Thierry Debourse : En ce qui nous concerne, on écoutera attentivement ce que nous disent nos commerçants et nos clients. On appliquera le cas échéant des modifications, mais pour le moment, on est plutôt sur une tendance de stabilisation des horaires en cours, sans modification.

Je me verrais mal, à ce jour, les obliger à ouvrir tous les dimanches. Ça coûte cher, il faut du personnel en plus, sans compter les charges locatives supplémentaires, le gardiennage, le nettoyage, la climatisation, etc. Tout ça n’est pas anodin. Je pense qu’à ce jour, notre centre commercial, comme beaucoup d’autres au Luxembourg d’ailleurs, correspond assez bien à ce qui est attendu par la clientèle et les commerçants du Belval Plaza.

Quand les boutiques du centre sont ouvertes le dimanche, vous avez constaté que les clients étaient moins nombreux que le reste de la semaine. Peut-être qu’avec le temps, ils prendraient l’habitude de venir en plus grand nombre?

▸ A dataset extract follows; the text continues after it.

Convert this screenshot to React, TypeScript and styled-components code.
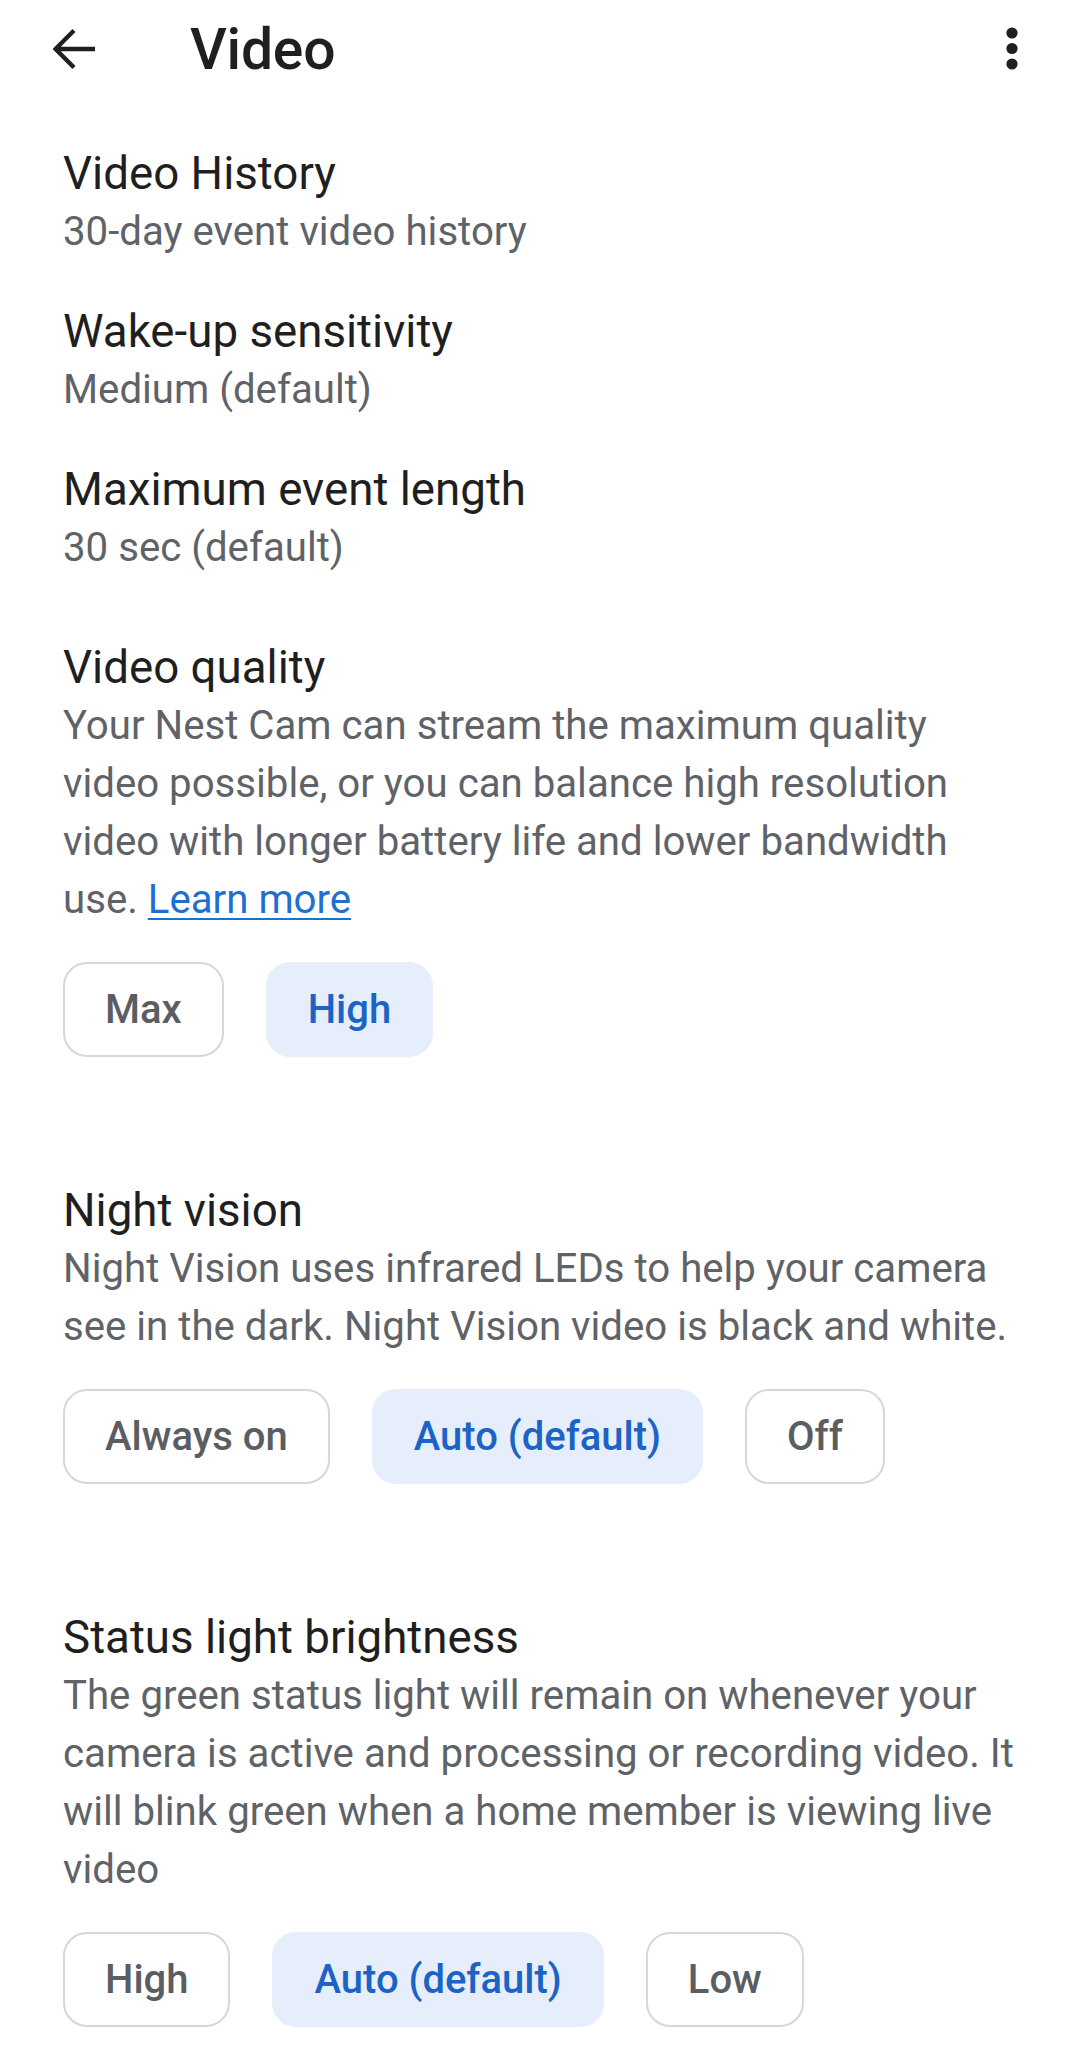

Parfois quand on est à Paris, Londres ou Amsterdam et que l’on voit les magasins ouverts le dimanche, on se dit que c’est chouette et on fait un petit tour. Mais quand on est personnellement concerné, que l’on doit ouvrir un magasin ou bien gérer du personnel et composer avec une vie de famille, une vie d’être humain simplement… Je pense que c’est un sujet tellement ancien et qui évolue peu. Ce que je trouve pas mal, c’est que les législations cadrent les choses de manière plus systématique aussi, de façon à permettre plus de liberté à tout décideur, mais je pense qu’on a déjà bien mis ça en place. On était déjà un peu pionniers par rapport à ça.